>> begin Given information
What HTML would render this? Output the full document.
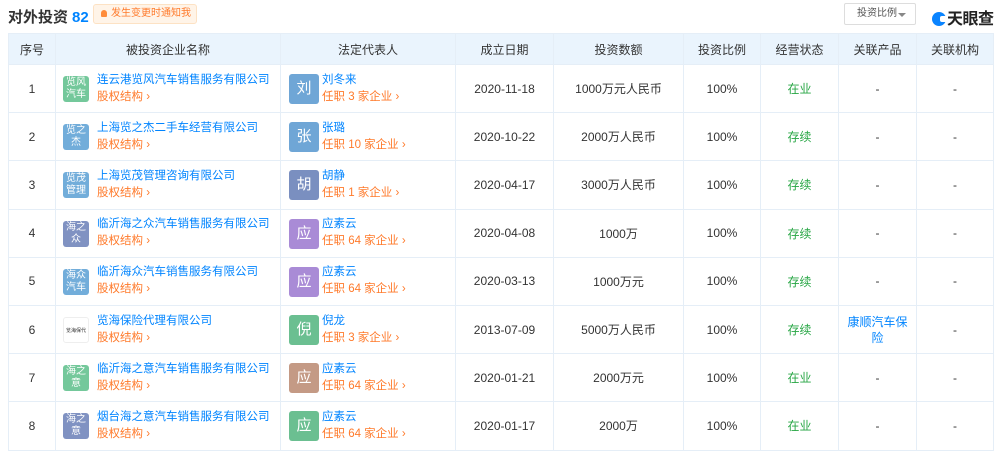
<!DOCTYPE html>
<html><head><meta charset="utf-8"><style>
*{margin:0;padding:0;box-sizing:border-box}
body{width:1000px;height:453px;overflow:hidden;background:#fff;font-family:"Liberation Sans","Noto Sans CJK SC",sans-serif;color:#333;position:relative}
.title{position:absolute;left:8px;top:6px;font-size:15px;font-weight:bold;color:#333}
.title b{color:#0084ff;margin-left:4px}
.notify{position:absolute;left:93px;top:4px;width:104px;height:20px;background:#fff4e8;border:1px solid #fde2c4;border-radius:3px;font-size:10px;color:#ff7a2b;line-height:18px;padding-left:17px;white-space:nowrap;overflow:hidden}
.notify:before{content:"";position:absolute;left:7px;top:5px;width:6px;height:7px;background:#ff8c3a;border-radius:3px 3px 1px 1px}
.sel{position:absolute;left:844px;top:3px;width:72px;height:22px;border:1px solid #ddd;border-radius:2px;font-size:10px;color:#555;line-height:20px;padding-left:12px;white-space:nowrap}
.sel:after{content:"";position:absolute;right:9px;top:9px;border:4px solid transparent;border-top:4px solid #888}
.logo{position:absolute;left:932px;top:5px;font-size:16px;font-weight:bold;color:#222;letter-spacing:-0.5px}
.logo i{display:inline-block;width:14px;height:14px;border-radius:50%;background:#0a84ff;vertical-align:-2px;margin-right:1px;position:relative}
.logo i:after{content:"";position:absolute;right:-1px;top:4px;width:7px;height:6px;background:#fff;border-radius:2px}
table{position:absolute;left:8px;top:33px;width:985px;border-collapse:collapse;table-layout:fixed}
td,th{border:1px solid #e5eef7;font-size:12px;text-align:center;font-weight:normal}
th{background:#eaf4fd;height:31px;color:#333}
td{height:48.2px;color:#333}
.nm,.cn{text-align:left;position:relative;padding-left:41px;white-space:nowrap}
.bx{position:absolute;left:7px;top:11px;width:26px;height:26px;border-radius:3px;color:#fff;font-size:10px;line-height:12px;text-align:center;padding-top:1px;opacity:.85}
.av{position:absolute;left:8px;top:9px;width:30px;height:30px;border-radius:3px;color:#fff;font-size:15px;line-height:30px;text-align:center}
.n1{color:#0084ff;font-size:11.5px;line-height:17px}
.n2{color:#ff7a2b;font-size:11.5px;line-height:17px}
.g{color:#27a644}
.bl{color:#0084ff}
</style></head><body>
<div class="title">对外投资<b>82</b></div>
<div class="notify">发生变更时通知我</div>
<div class="sel">投资比例</div>
<div class="logo"><i></i>天眼查</div>
<table>
<colgroup><col style="width:47px"><col style="width:225px"><col style="width:175px"><col style="width:98px"><col style="width:130px"><col style="width:77px"><col style="width:78px"><col style="width:78px"><col style="width:77px"></colgroup>
<tr><th>序号</th><th>被投资企业名称</th><th>法定代表人</th><th>成立日期</th><th>投资数额</th><th>投资比例</th><th>经营状态</th><th>关联产品</th><th>关联机构</th></tr>
<tr><td>1</td><td class="nm"><div class="bx" style="background:#5cbf8a">览风<br>汽车</div><div class="n1">连云港览风汽车销售服务有限公司</div><div class="n2">股权结构 ›</div></td><td class="cn"><div class="av" style="background:#6fa6d6">刘</div><div class="n1">刘冬来</div><div class="n2">任职 3 家企业 ›</div></td><td>2020-11-18</td><td>1000万元人民币</td><td>100%</td><td class="g">在业</td><td>-</td><td>-</td></tr>
<tr><td>2</td><td class="nm"><div class="bx" style="background:#5a9fd4">览之<br>杰</div><div class="n1">上海览之杰二手车经营有限公司</div><div class="n2">股权结构 ›</div></td><td class="cn"><div class="av" style="background:#6fa6d6">张</div><div class="n1">张璐</div><div class="n2">任职 10 家企业 ›</div></td><td>2020-10-22</td><td>2000万人民币</td><td>100%</td><td class="g">存续</td><td>-</td><td>-</td></tr>
<tr><td>3</td><td class="nm"><div class="bx" style="background:#5a9fd4">览茂<br>管理</div><div class="n1">上海览茂管理咨询有限公司</div><div class="n2">股权结构 ›</div></td><td class="cn"><div class="av" style="background:#7a8fc0">胡</div><div class="n1">胡静</div><div class="n2">任职 1 家企业 ›</div></td><td>2020-04-17</td><td>3000万人民币</td><td>100%</td><td class="g">存续</td><td>-</td><td>-</td></tr>
<tr><td>4</td><td class="nm"><div class="bx" style="background:#6b80b8">海之<br>众</div><div class="n1">临沂海之众汽车销售服务有限公司</div><div class="n2">股权结构 ›</div></td><td class="cn"><div class="av" style="background:#a98bd6">应</div><div class="n1">应素云</div><div class="n2">任职 64 家企业 ›</div></td><td>2020-04-08</td><td>1000万</td><td>100%</td><td class="g">存续</td><td>-</td><td>-</td></tr>
<tr><td>5</td><td class="nm"><div class="bx" style="background:#5a9fd4">海众<br>汽车</div><div class="n1">临沂海众汽车销售服务有限公司</div><div class="n2">股权结构 ›</div></td><td class="cn"><div class="av" style="background:#a98bd6">应</div><div class="n1">应素云</div><div class="n2">任职 64 家企业 ›</div></td><td>2020-03-13</td><td>1000万元</td><td>100%</td><td class="g">存续</td><td>-</td><td>-</td></tr>
<tr><td>6</td><td class="nm"><div class="bx" style="background:#fff;border:1px solid #eee;color:#333;font-size:5px;line-height:24px;opacity:1">览海保代</div><div class="n1">览海保险代理有限公司</div><div class="n2">股权结构 ›</div></td><td class="cn"><div class="av" style="background:#6bbf91">倪</div><div class="n1">倪龙</div><div class="n2">任职 3 家企业 ›</div></td><td>2013-07-09</td><td>5000万人民币</td><td>100%</td><td class="g">存续</td><td class="bl" style="line-height:16px">康顺汽车保<br>险</td><td>-</td></tr>
<tr><td>7</td><td class="nm"><div class="bx" style="background:#5cbf8a">海之<br>意</div><div class="n1">临沂海之意汽车销售服务有限公司</div><div class="n2">股权结构 ›</div></td><td class="cn"><div class="av" style="background:#c49a85">应</div><div class="n1">应素云</div><div class="n2">任职 64 家企业 ›</div></td><td>2020-01-21</td><td>2000万元</td><td>100%</td><td class="g">在业</td><td>-</td><td>-</td></tr>
<tr><td>8</td><td class="nm"><div class="bx" style="background:#6b80b8">海之<br>意</div><div class="n1">烟台海之意汽车销售服务有限公司</div><div class="n2">股权结构 ›</div></td><td class="cn"><div class="av" style="background:#6bbf91">应</div><div class="n1">应素云</div><div class="n2">任职 64 家企业 ›</div></td><td>2020-01-17</td><td>2000万</td><td>100%</td><td class="g">在业</td><td>-</td><td>-</td></tr>
</table>
</body></html>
>> end Given information
• _Written request_: Pictures are to be left out; repeat all the remaining data exactly.

• _Result of this exercise_:
What HTML would render this? Output the full document.
<!DOCTYPE html>
<html><head><meta charset="utf-8"><style>
*{margin:0;padding:0;box-sizing:border-box}
body{width:1000px;height:453px;overflow:hidden;background:#fff;font-family:"Liberation Sans","Noto Sans CJK SC",sans-serif;color:#333;position:relative}
.title{position:absolute;left:8px;top:6px;font-size:15px;font-weight:bold;color:#333}
.title b{color:#0084ff;margin-left:4px}
.notify{position:absolute;left:93px;top:4px;width:104px;height:20px;background:#fff4e8;border:1px solid #fde2c4;border-radius:3px;font-size:10px;color:#ff7a2b;line-height:18px;padding-left:17px;white-space:nowrap;overflow:hidden}
.notify:before{content:"";position:absolute;left:7px;top:5px;width:6px;height:7px;background:#ff8c3a;border-radius:3px 3px 1px 1px}
.sel{position:absolute;left:844px;top:3px;width:72px;height:22px;border:1px solid #ddd;border-radius:2px;font-size:10px;color:#555;line-height:20px;padding-left:12px;white-space:nowrap}
.sel:after{content:"";position:absolute;right:9px;top:9px;border:4px solid transparent;border-top:4px solid #888}
.logo{position:absolute;left:932px;top:5px;font-size:16px;font-weight:bold;color:#222;letter-spacing:-0.5px}
.logo i{display:inline-block;width:14px;height:14px;border-radius:50%;background:#0a84ff;vertical-align:-2px;margin-right:1px;position:relative}
.logo i:after{content:"";position:absolute;right:-1px;top:4px;width:7px;height:6px;background:#fff;border-radius:2px}
table{position:absolute;left:8px;top:33px;width:985px;border-collapse:collapse;table-layout:fixed}
td,th{border:1px solid #e5eef7;font-size:12px;text-align:center;font-weight:normal}
th{background:#eaf4fd;height:31px;color:#333}
td{height:48.2px;color:#333}
.nm,.cn{text-align:left;position:relative;padding-left:41px;white-space:nowrap}
.bx{position:absolute;left:7px;top:11px;width:26px;height:26px;border-radius:3px;color:#fff;font-size:10px;line-height:12px;text-align:center;padding-top:1px;opacity:.85}
.av{position:absolute;left:8px;top:9px;width:30px;height:30px;border-radius:3px;color:#fff;font-size:15px;line-height:30px;text-align:center}
.n1{color:#0084ff;font-size:11.5px;line-height:17px}
.n2{color:#ff7a2b;font-size:11.5px;line-height:17px}
.g{color:#27a644}
.bl{color:#0084ff}
</style></head><body>
<div class="title">对外投资<b>82</b></div>
<div class="notify">发生变更时通知我</div>
<div class="sel">投资比例</div>
<div class="logo"><i></i>天眼查</div>
<table>
<colgroup><col style="width:47px"><col style="width:225px"><col style="width:175px"><col style="width:98px"><col style="width:130px"><col style="width:77px"><col style="width:78px"><col style="width:78px"><col style="width:77px"></colgroup>
<tr><th>序号</th><th>被投资企业名称</th><th>法定代表人</th><th>成立日期</th><th>投资数额</th><th>投资比例</th><th>经营状态</th><th>关联产品</th><th>关联机构</th></tr>
<tr><td>1</td><td class="nm"><div class="bx" style="background:#5cbf8a">览风<br>汽车</div><div class="n1">连云港览风汽车销售服务有限公司</div><div class="n2">股权结构 ›</div></td><td class="cn"><div class="av" style="background:#6fa6d6">刘</div><div class="n1">刘冬来</div><div class="n2">任职 3 家企业 ›</div></td><td>2020-11-18</td><td>1000万元人民币</td><td>100%</td><td class="g">在业</td><td>-</td><td>-</td></tr>
<tr><td>2</td><td class="nm"><div class="bx" style="background:#5a9fd4">览之<br>杰</div><div class="n1">上海览之杰二手车经营有限公司</div><div class="n2">股权结构 ›</div></td><td class="cn"><div class="av" style="background:#6fa6d6">张</div><div class="n1">张璐</div><div class="n2">任职 10 家企业 ›</div></td><td>2020-10-22</td><td>2000万人民币</td><td>100%</td><td class="g">存续</td><td>-</td><td>-</td></tr>
<tr><td>3</td><td class="nm"><div class="bx" style="background:#5a9fd4">览茂<br>管理</div><div class="n1">上海览茂管理咨询有限公司</div><div class="n2">股权结构 ›</div></td><td class="cn"><div class="av" style="background:#7a8fc0">胡</div><div class="n1">胡静</div><div class="n2">任职 1 家企业 ›</div></td><td>2020-04-17</td><td>3000万人民币</td><td>100%</td><td class="g">存续</td><td>-</td><td>-</td></tr>
<tr><td>4</td><td class="nm"><div class="bx" style="background:#6b80b8">海之<br>众</div><div class="n1">临沂海之众汽车销售服务有限公司</div><div class="n2">股权结构 ›</div></td><td class="cn"><div class="av" style="background:#a98bd6">应</div><div class="n1">应素云</div><div class="n2">任职 64 家企业 ›</div></td><td>2020-04-08</td><td>1000万</td><td>100%</td><td class="g">存续</td><td>-</td><td>-</td></tr>
<tr><td>5</td><td class="nm"><div class="bx" style="background:#5a9fd4">海众<br>汽车</div><div class="n1">临沂海众汽车销售服务有限公司</div><div class="n2">股权结构 ›</div></td><td class="cn"><div class="av" style="background:#a98bd6">应</div><div class="n1">应素云</div><div class="n2">任职 64 家企业 ›</div></td><td>2020-03-13</td><td>1000万元</td><td>100%</td><td class="g">存续</td><td>-</td><td>-</td></tr>
<tr><td>6</td><td class="nm"><div class="bx" style="background:#fff;border:1px solid #eee;color:#333;font-size:5px;line-height:24px;opacity:1">览海保代</div><div class="n1">览海保险代理有限公司</div><div class="n2">股权结构 ›</div></td><td class="cn"><div class="av" style="background:#6bbf91">倪</div><div class="n1">倪龙</div><div class="n2">任职 3 家企业 ›</div></td><td>2013-07-09</td><td>5000万人民币</td><td>100%</td><td class="g">存续</td><td class="bl" style="line-height:16px">康顺汽车保<br>险</td><td>-</td></tr>
<tr><td>7</td><td class="nm"><div class="bx" style="background:#5cbf8a">海之<br>意</div><div class="n1">临沂海之意汽车销售服务有限公司</div><div class="n2">股权结构 ›</div></td><td class="cn"><div class="av" style="background:#c49a85">应</div><div class="n1">应素云</div><div class="n2">任职 64 家企业 ›</div></td><td>2020-01-21</td><td>2000万元</td><td>100%</td><td class="g">在业</td><td>-</td><td>-</td></tr>
<tr><td>8</td><td class="nm"><div class="bx" style="background:#6b80b8">海之<br>意</div><div class="n1">烟台海之意汽车销售服务有限公司</div><div class="n2">股权结构 ›</div></td><td class="cn"><div class="av" style="background:#6bbf91">应</div><div class="n1">应素云</div><div class="n2">任职 64 家企业 ›</div></td><td>2020-01-17</td><td>2000万</td><td>100%</td><td class="g">在业</td><td>-</td><td>-</td></tr>
</table>
</body></html>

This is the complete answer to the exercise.